Condition – for retired sets, collectors are your market so you must maintain the shop-fresh condition of the sets.. a small crease or scrape will devalue a set dramatically.
Stacking set boxes against a wall doesn’t always keep them in optimum shape, so covering them in clingfilm and using shelves or storage tubs will maximise your profit.
Duration – this is a tricky one.. how long do you keep your sets, before selling them?
Quick-win-seekers buy items they guess will be popular at a 25-30% discount in October, then resell them for 2x RRP in December, once the big retailers have sold out of the items in the flurry before Christmas – this is risky, but can give great returns.
Some investors play the short game, buy at 30%-off rrp and sell at 1.5x rrp. Then they can reuse their stake-money once per year.
Others keep for 2x Christmases before reselling, maximising the seasonal price increases.
Others still, have a grand plan to keep them until they need the money..
There is a science to this, but it’s an imprecise one. LEGO like to throw us curveballs by rereleasing sets or discontinuing themes.
These can make items less desirable as the item is only worth what someone is willing to pay for it.. if the theme is forgotten, then the price may drop and if a set appreciates too much, the number of interested buyers will wane dramatically.

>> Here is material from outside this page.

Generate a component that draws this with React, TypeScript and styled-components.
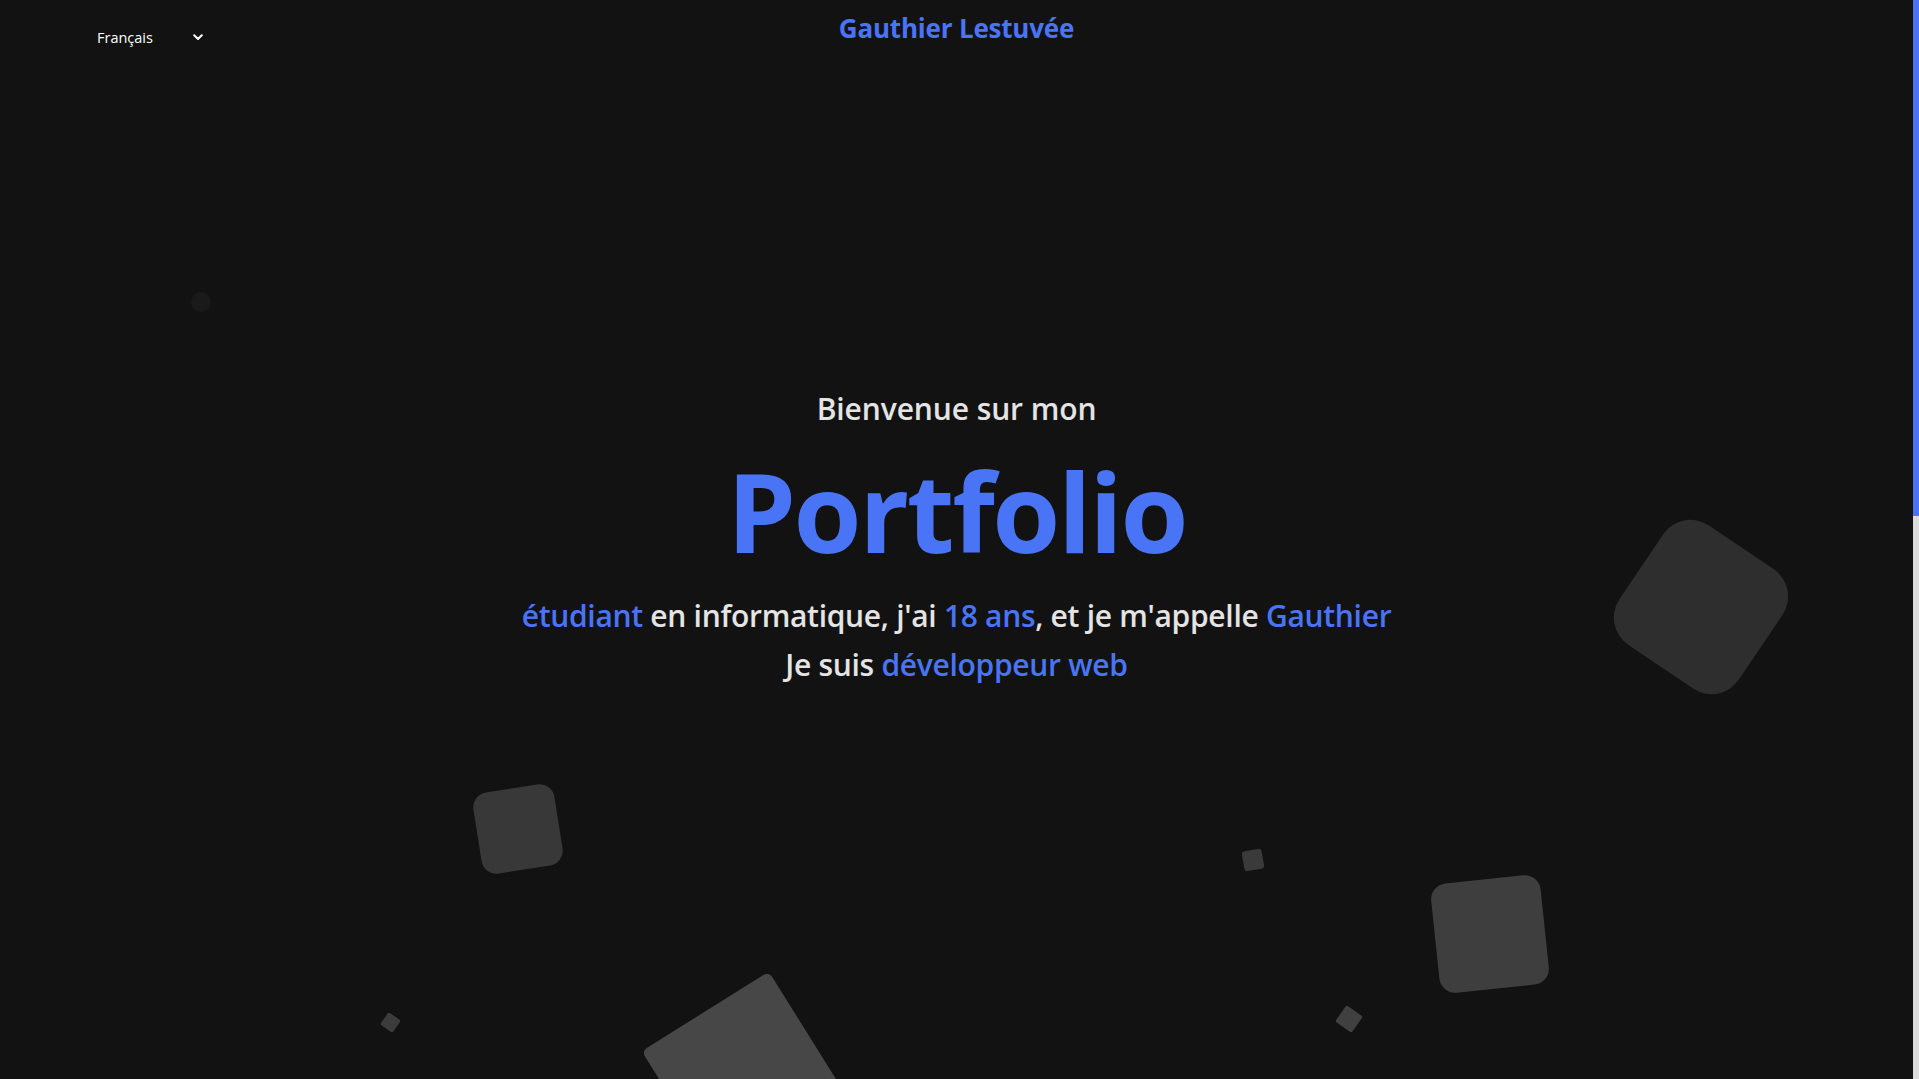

Marketplaces – Always factor 10-20% sales + payment processing fees into your investment.
Choose your marketplace carefully – the ones with the best sales prices are sadly the ones which have the highest selling fees..
For example, you will save a fortune in fees on Facebook Marketplace but your buyers will often expect much lower prices.
Always check the prices of sold/completed items and how long it has taken the last seller to sell their item, to make a considered choice.
Taxes – HMRC classes items purchased with the sole intention to resell, as taxable. Whilst on a small scale, it is ok, but there is a requirement to declare asset sales exceeding £1000.
From my experience – you are unlikely to lose money on LEGO if you buy and sell at the right time, for the right price.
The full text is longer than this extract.